The 5440A is, from my observations this far, in a completely different league than what I've seen before. I think the 731B is possibly not too far, but essentially, I'd use it purely as a transfer standard. I think as such it's intended to travel, be shipped maybe, experience some temperature variations, etc., but in my case it'd experience none of that.


--- Quote from: bdunham7 on September 20, 2023, 03:08:06 am ---Are you absolutely sure about the inability to take voltages that deviate from nominal as a reference?  This would seem to be a huge oversight and this ability appears as step 9 of every 5440-series manual I could find, although I'm not at my normal computer at the moment and don't have an actual 5440A service manual handy.  After all, every other Fluke microcontroller operated device that has software calibration entry has this ability, even the old 8500-series DMMs.

--- End quote ---
I'm not, this is from a relatively cursory read of the SM. Currently traveling for work, so limited capacity for this, but was hoping for some input from those with experience on this unit.

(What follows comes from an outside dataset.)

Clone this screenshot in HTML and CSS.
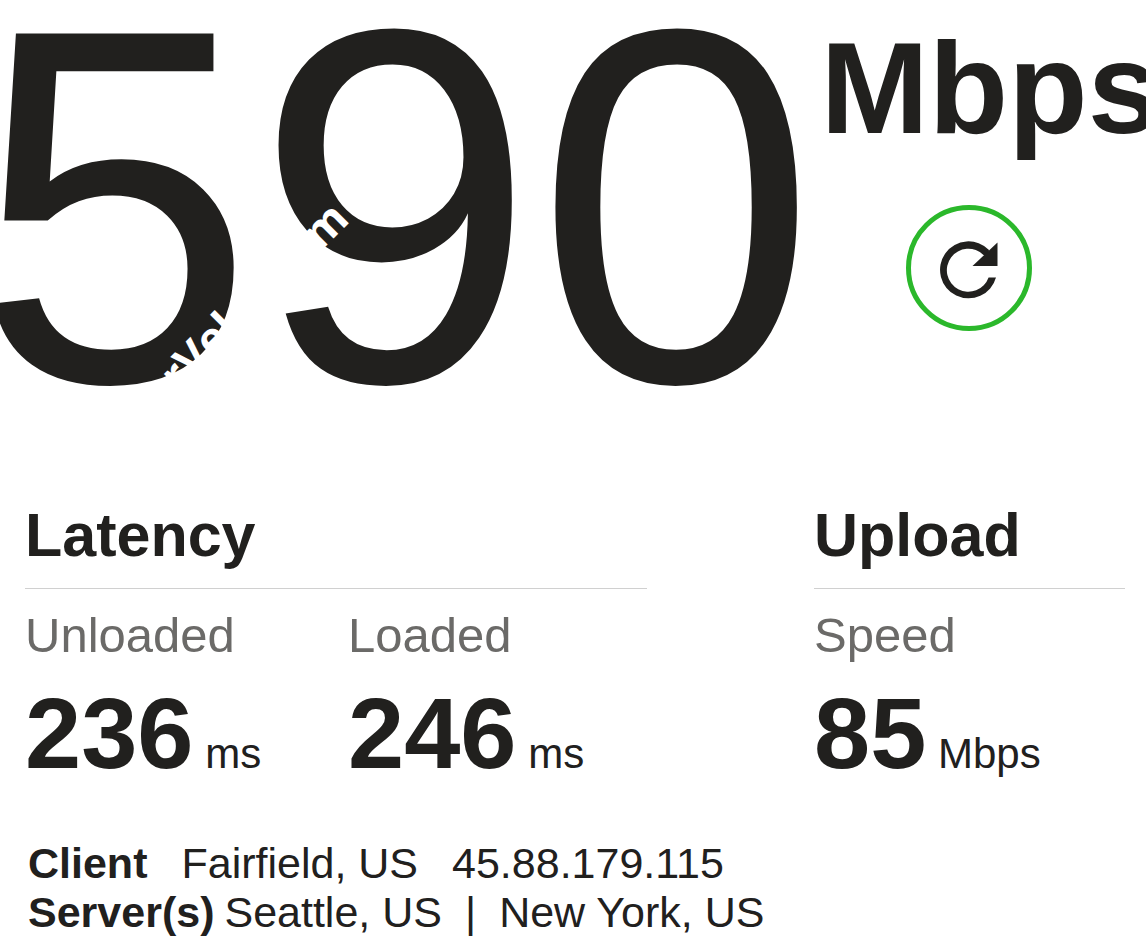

But the 5440A SM I have doesn't have a step 9 at the External Calibration procedure... ?... (mind you, the 5440A SM is only available as an Artek PDF, and is definitely different than the Bs or the 5442). Only seven steps in that one. May be a difference in software?

Rax:
Here are the pages on the "External Calibration" from the 5440A SM.

bdunham7:
It's in the second sentence of step 6.c. 

I think the USA Cal Club FX standard is the best possible answer for 10V, something recently transferred from that might be next-best.  But on those lower ranges are your substitutes for the 752A really adequate?  Personally I would only be adjusting it's calibration if I was reasonably confident I knew both how stable it was and approximately how much it was off--after comparing with multiple independent references.  Your 5440A may well turn out to be the most accurate instrument of your entire lot, especially after a 30-day power on bake out.